Many people remain skeptical that wearable computing and communications devices will grow at the pace of smartphones but growth this year is expected to double, according to a forecast released today by IT market research IDC.

Sales of "wristwear," which will account for 89.2 percent of all wearables, will grow from 17.7 million units in 2014 to 40.7 million this year, IDC is predicting. Wristwear, by IDC's definition, includes bands such as the Microsoft Band, bracelets and watches. Other types include clothing, eyewear, ear pieces and modular devices, accounting for the remaining 10.8 percent.

Wristwear capable of running third-party apps will account for the largest amount of new wearables sold, with 25.7 million predicted to sell this year. That's more than a 500 percent increase from the 4.2 million users bought last year. Next month's release of the Apple Watch will certainly play a big role in that growth. Other popular smartwatches include the Moto 360 and Samsung Gear watches will also contribute. But just as Apple kicked off the personal music player, smartphone and tablet markets, IDC predicts that the new Apple Watch will fuel the market for wrist-worn devices.

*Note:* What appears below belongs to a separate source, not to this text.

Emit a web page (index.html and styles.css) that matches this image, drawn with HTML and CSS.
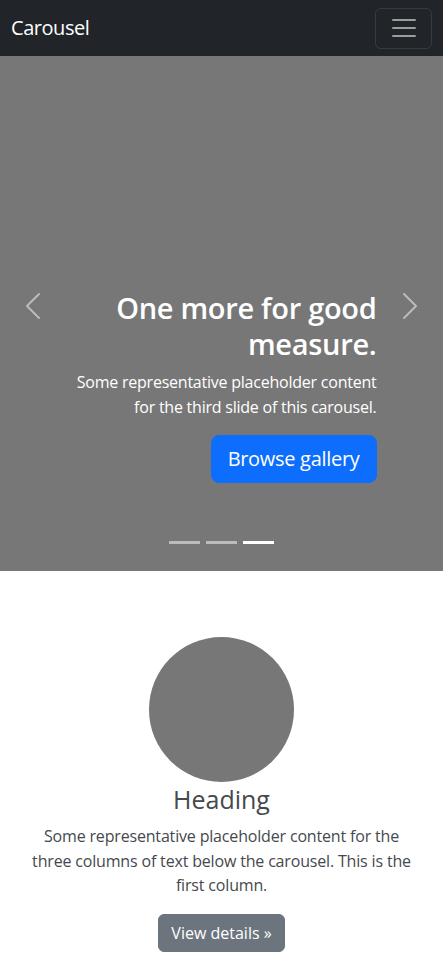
FILE: index.html
```html
<!DOCTYPE html>
<html lang="en">
<head>
<meta charset="utf-8">
<title>Carousel</title>
<link rel="stylesheet" href="styles.css">
</head>
<body>
<header class="navbar">
  <a class="brand" href="#">Carousel</a>
  <button class="toggler" type="button" aria-label="Toggle navigation">
    <svg class="toggler-icon" viewBox="0 0 30 30" width="30" height="30"><path d="M4 7h22M4 15h22M4 23h22" stroke="rgba(255,255,255,0.55)" stroke-width="2" stroke-linecap="round" fill="none"/></svg>
  </button>
</header>
<main>
  <section class="carousel">
    <div class="caption">
      <h1 class="caption-title">One more for good measure.</h1>
      <p class="caption-text">Some representative placeholder content for the third slide of this carousel.</p>
      <a class="btn btn-primary" href="#">Browse gallery</a>
    </div>
    <a class="control control-prev" href="#" aria-label="Previous">
      <svg viewBox="0 0 16 16" width="32" height="32"><path fill="#fff" d="M11.354 1.646a.5.5 0 0 1 0 .708L5.707 8l5.647 5.646a.5.5 0 0 1-.708.708l-6-6a.5.5 0 0 1 0-.708l6-6a.5.5 0 0 1 .708 0z"/></svg>
    </a>
    <a class="control control-next" href="#" aria-label="Next">
      <svg viewBox="0 0 16 16" width="32" height="32"><path fill="#fff" d="M4.646 1.646a.5.5 0 0 1 .708 0l6 6a.5.5 0 0 1 0 .708l-6 6a.5.5 0 0 1-.708-.708L10.293 8 4.646 2.354a.5.5 0 0 1 0-.708z"/></svg>
    </a>
    <div class="indicators">
      <span class="indicator"></span>
      <span class="indicator"></span>
      <span class="indicator active"></span>
    </div>
  </section>
  <section class="marketing">
    <div class="avatar"></div>
    <h2 class="col-title">Heading</h2>
    <p class="col-text">Some representative placeholder content for the three columns of text below the carousel. This is the first column.</p>
    <a class="btn btn-secondary" href="#">View details &raquo;</a>
  </section>
</main>
</body>
</html>
```
FILE: styles.css
```css
* { box-sizing: border-box; }
html, body { margin: 0; padding: 0; }
body {
  font-family: "Open Sans", "Noto Sans", sans-serif;
  font-size: 16px;
  line-height: 1.5;
  color: #212529;
  background: #fff;
  letter-spacing: -0.2px;
}
.navbar {
  height: 56px;
  background: #212529;
  display: flex;
  align-items: center;
  justify-content: space-between;
  padding: 0 11px 0 11px;
}
.brand {
  color: #fff;
  text-decoration: none;
  font-size: 20px;
  line-height: 30px;
  letter-spacing: -0.45px;
}
.toggler {
  width: 57px;
  height: 41px;
  padding: 0;
  border: 1px solid rgba(255,255,255,0.1);
  border-radius: 6px;
  background: transparent;
  display: flex;
  align-items: center;
  justify-content: center;
}
.toggler-icon { display: block; }
.carousel {
  position: relative;
  height: 515px;
  background: #777;
  display: flex;
  flex-direction: column;
  justify-content: flex-end;
  padding: 0 66.5px 88px;
}
.caption {
  display: flex;
  flex-direction: column;
  align-items: flex-end;
  text-align: right;
  color: #fff;
}
.caption-title {
  margin: 0 0 8px;
  font-size: 29px;
  line-height: 36px;
  font-weight: 600;
  letter-spacing: -0.3px;
}
.caption-text {
  margin: 0 0 16px;
  line-height: 24.5px;
  letter-spacing: -0.23px;
}
.btn {
  display: inline-block;
  text-decoration: none;
  color: #fff;
  border: 1px solid transparent;
}
.btn-primary {
  background: #0d6efd;
  border-color: #0d6efd;
  font-size: 20px;
  line-height: 30px;
  padding: 8px 16px;
  border-radius: 8px;
  letter-spacing: -0.3px;
}
.control {
  position: absolute;
  top: 0;
  bottom: 16px;
  width: 15%;
  display: flex;
  align-items: center;
  justify-content: center;
  opacity: 0.5;
}
.control svg { display: block; }
.control-prev { left: 0; }
.control-next { right: 0; }
.indicators {
  position: absolute;
  left: 0;
  right: 0;
  bottom: 27px;
  display: flex;
  justify-content: center;
  gap: 6px;
}
.indicator {
  width: 31px;
  height: 3px;
  background: #fff;
  opacity: 0.5;
}
.indicator.active { opacity: 1; }
.marketing {
  padding: 66px 24px 40px;
  text-align: center;
  color: #45494e;
}
.avatar {
  width: 145px;
  height: 145px;
  border-radius: 50%;
  background: #777;
  margin: 0 auto;
}
.col-title {
  margin: 2px 0 10px;
  font-size: 25px;
  line-height: 30px;
  font-weight: 400;
  letter-spacing: 0;
}
.col-text {
  margin: 0 0 16.5px;
  line-height: 24.5px;
  letter-spacing: -0.17px;
}
.btn-secondary {
  background: #6c757d;
  border-color: #6c757d;
  font-size: 16px;
  line-height: 24px;
  padding: 6px 12px;
  border-radius: 6px;
  letter-spacing: 0;
}
```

"Smart wearables are about to take a major step forward with the launch of the Apple Watch this year," said IDC Research Manager Ramon Llamas, in a statement. "The Apple Watch raises the profile of wearables in general and there are many vendors and devices that are eager to share the spotlight. Basic wearables, meanwhile, will not disappear. In fact, we anticipate continued growth here as many segments of the market seek out simple, single-use wearable devices."

The jury is still out on whether the Apple Watch and other devices like it will be a novelty, or if there is a killer app for these devices other than the convenience of being able to look at your e-mails and texts (and answer your phone). As I noted earlier this month, the Apple Watch doesn't have to be a hit right away but the apps available for it and others like it will have to offer a capability not available with smartphones today.

Do you see a killer app coming or is the current convenience alone enough to drive this new market?